C.L R. James e Du Bois tra le fonti
Nelle pagine dedicate al decisivo spartiacque della rivoluzione haitiana, a cavallo fra Sette e Ottocento, Blackburn utilizza invece la formidabile lezione di C.L.R James, il non dimenticato autore (nel 1938!) dei Giacobini neri. La prima rivolta contro l’uomo bianco (Feltrinelli, 1968). E nella quarta parte, quasi metà del libro, dedicata alla pluridecennale e controversa stagione dell’abolizionismo nell’età dell’industrializzazione, del cotone e del caffè, lo spirito-guida di W.E.B. Du Bois – lo studioso e attivista afroamericano che visse in prima persona i gravi limiti della «liberazione» seguita alla Guerra civile statunitense – tiene Blackburn al riparo da facili celebrazioni, istradandolo sul sentiero dello sviluppo «a spirale» che l’emancipazione ha disegnato, e consentendogli al tempo stesso di guardare criticamente alla retorica, presente e passata, dei«diritti umani» e ai «dilemmi» con i quali Du Bois dovette misurarsi nell’immediato secondo dopoguerra mondiale.
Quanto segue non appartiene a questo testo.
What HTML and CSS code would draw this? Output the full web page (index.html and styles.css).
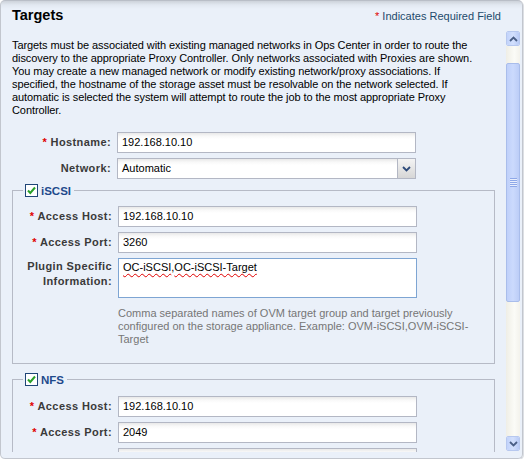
FILE: index.html
```html
<!DOCTYPE html>
<html>
<head>
<meta charset="utf-8">
<title>Targets</title>
<link rel="stylesheet" href="styles.css">
</head>
<body>
<div class="panel">
  <div class="header">
    <h1 class="title">Targets</h1>
    <span class="req-note"><span class="star">*</span> Indicates Required Field</span>
  </div>
  <div class="body">
    <div class="content">
      <p class="intro">Targets must be associated with existing managed networks in Ops Center in order to route the<br>discovery to the appropriate Proxy Controller. Only networks associated with Proxies are shown.<br>You may create a new managed network or modify existing network/proxy associations. If<br>specified, the hostname of the storage asset must be resolvable on the network selected. If<br>automatic is selected the system will attempt to route the job to the most appropriate Proxy<br>Controller.</p>

      <div class="form-grid top-grid">
        <label class="lbl"><span class="star">*</span> Hostname:</label>
        <div class="input">192.168.10.10</div>
        <label class="lbl">Network:</label>
        <div class="input select"><span class="select-text">Automatic</span><span class="select-btn"><svg width="9" height="6" viewBox="0 0 9 6"><path d="M1 1 L4.5 4.5 L8 1" fill="none" stroke="#2d4a7a" stroke-width="1.8"/></svg></span></div>
      </div>

      <fieldset class="group">
        <legend class="legend"><span class="check"><svg width="13" height="13" viewBox="0 0 13 13"><rect x="0.5" y="0.5" width="12" height="12" fill="#fff" stroke="#1f4577"/><path d="M3 6.5 L5.3 9 L10 3.5" fill="none" stroke="#2aa02a" stroke-width="2"/></svg></span><span class="legend-text">iSCSI</span></legend>
        <div class="form-grid">
          <label class="lbl"><span class="star">*</span> Access Host:</label>
          <div class="input">192.168.10.10</div>
          <label class="lbl"><span class="star">*</span> Access Port:</label>
          <div class="input">3260</div>
          <label class="lbl lbl-top">Plugin Specific<br>Information:</label>
          <div class="input textarea"><span class="misspelled">OC-iSCSI</span>,<span class="misspelled">OC-iSCSI-Target</span></div>
          <p class="help">Comma separated names of OVM target group and target previously<br>configured on the storage appliance. Example: OVM-iSCSI,OVM-iSCSI-<br>Target</p>
        </div>
      </fieldset>

      <fieldset class="group">
        <legend class="legend"><span class="check"><svg width="13" height="13" viewBox="0 0 13 13"><rect x="0.5" y="0.5" width="12" height="12" fill="#fff" stroke="#1f4577"/><path d="M3 6.5 L5.3 9 L10 3.5" fill="none" stroke="#2aa02a" stroke-width="2"/></svg></span><span class="legend-text">NFS</span></legend>
        <div class="form-grid nfs-grid">
          <label class="lbl"><span class="star">*</span> Access Host:</label>
          <div class="input">192.168.10.10</div>
          <label class="lbl"><span class="star">*</span> Access Port:</label>
          <div class="input">2049</div>
          <span class="lbl"></span>
          <div class="input"></div>
        </div>
      </fieldset>
    </div>

    <div class="scrollbar">
      <div class="sb-btn"><svg width="9" height="6" viewBox="0 0 9 6"><path d="M1 5 L4.5 1.5 L8 5" fill="none" stroke="#4a5f86" stroke-width="1.8"/></svg></div>
      <div class="sb-track">
        <div class="sb-thumb"><span class="grip"></span></div>
      </div>
      <div class="sb-btn"><svg width="9" height="6" viewBox="0 0 9 6"><path d="M1 1 L4.5 4.5 L8 1" fill="none" stroke="#4a5f86" stroke-width="1.8"/></svg></div>
    </div>
  </div>
</div>
</body>
</html>
```

FILE: styles.css
```css
html, body {
  margin: 0;
  padding: 0;
  background: #ffffff;
}

body {
  font-family: "Liberation Sans", Arial, sans-serif;
  font-size: 11px;
  color: #000;
}

.panel {
  width: 521px;
  height: 457px;
  border: 1px solid #c2c6ce;
  border-top-color: #b9bec7;
  border-radius: 5px;
  background: linear-gradient(#cdd2da 0, #e2e8f1 4px, #eaf0f9 8px);
  display: flex;
  flex-direction: column;
  overflow: hidden;
  box-shadow: 1px 1px 0 #dcdfe4;
}

.header {
  height: 30px;
  box-sizing: border-box;
  display: flex;
  justify-content: space-between;
  align-items: baseline;
  padding: 6px 21px 0 11px;
}

.title {
  margin: 0;
  font-size: 14.5px;
  font-weight: bold;
  color: #000;
}

.req-note {
  color: #1e4a6b;
  font-size: 11px;
}

.star {
  color: #e00000;
}

.body {
  flex: 1;
  display: flex;
  min-height: 0;
}

.content {
  flex: 1;
  padding: 8px 0 0 11px;
  margin-bottom: 6px;
  overflow: hidden;
}

.intro {
  margin: 0;
  line-height: 13px;
  letter-spacing: -0.08px;
  color: #000;
}

.form-grid {
  display: grid;
  grid-template-columns: 89px 299px;
  column-gap: 6px;
  row-gap: 5px;
  align-items: center;
}

.top-grid {
  grid-template-columns: 99px 299px;
  margin-top: 15px;
}

.nfs-grid {
  margin-top: 1px;
}

.lbl {
  text-align: right;
  font-weight: bold;
  color: #3a3a3a;
  letter-spacing: 0.4px;
  line-height: 15px;
  white-space: nowrap;
}

.lbl-top {
  align-self: start;
  padding-top: 1px;
}

.input {
  height: 21px;
  box-sizing: border-box;
  border: 1px solid #b3b7c4;
  background: linear-gradient(#e8e8e8 0, #f8f8f8 3px, #ffffff 6px);
  padding: 0 4px;
  line-height: 19px;
  color: #000;
  white-space: nowrap;
  overflow: hidden;
}

.select {
  display: flex;
  padding-right: 0;
}

.select-text {
  flex: 1;
}

.select-btn {
  width: 17px;
  border-left: 1px solid #b3b7c4;
  background: linear-gradient(#f4f4f4, #d6d6d6);
  display: flex;
  align-items: center;
  justify-content: center;
}

.textarea {
  height: 40px;
  border-color: #7ea5d3;
  background: #fff;
  line-height: 16px;
}

.misspelled {
  text-decoration: underline wavy #e00000;
  text-decoration-thickness: 1px;
  text-underline-offset: 2px;
}

.help {
  grid-column: 2;
  margin: 4px 0 0;
  line-height: 13px;
  color: #767676;
  white-space: nowrap;
}

.group {
  margin: 5px 0 0;
  box-sizing: border-box;
  width: 483px;
  border: 1px solid #b6bac6;
  padding: 9px 0 17px 10px;
  min-width: 0;
}

.group + .group {
  margin-top: 9px;
}

.legend {
  padding: 0 3px 0 2px;
  display: flex;
  align-items: center;
  gap: 3px;
  height: 13px;
}

.check {
  display: block;
  width: 13px;
  height: 13px;
}

.check svg {
  display: block;
}

.legend-text {
  font-weight: bold;
  color: #1f4a8c;
  font-size: 11.5px;
}

.scrollbar {
  width: 14px;
  margin: 0 2px 7px 0;
  display: flex;
  flex-direction: column;
}

.sb-btn {
  height: 15px;
  box-sizing: border-box;
  border: 1px solid #ffffff;
  outline: 1px solid #b7c8ef;
  outline-offset: -1px;
  border-radius: 2px;
  background: linear-gradient(90deg, #c2d3fb, #d3e0fd 50%, #b9cbf6);
  display: flex;
  align-items: center;
  justify-content: center;
}

.sb-track {
  flex: 1;
  background: linear-gradient(90deg, #efeee6, #fbfbf7 60%, #f3f2ec);
  padding-top: 17px;
}

.sb-thumb {
  height: 239px;
  box-sizing: border-box;
  border: 1px solid #a9bdeb;
  border-radius: 2px;
  background: linear-gradient(90deg, #bfd0fa, #cbdafd 50%, #bccdf7);
  display: flex;
  align-items: center;
  justify-content: center;
}

.grip {
  width: 7px;
  height: 9px;
  background: repeating-linear-gradient(#8ea8e8 0, #8ea8e8 1px, #e8eefd 1px, #e8eefd 2px);
}
```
Nonostante non manchino piccoli errori e omissioni (nella parte su Haiti, il leader insurrezionale Jean Pierrot viene confuso col futuro presidente Louis Pierrot) e nonostante la tendenza a sottovalutare le contraddizioni dell’eroe rivoluzionario Toussaint Louverture – evidenziate dal recente Black Spartacus di Sudhir Hazareesingh (Penguin, 2020) – l’impressione è che sarà difficile fare a meno di questa imponente e acuta sintesi per molti anni a venire.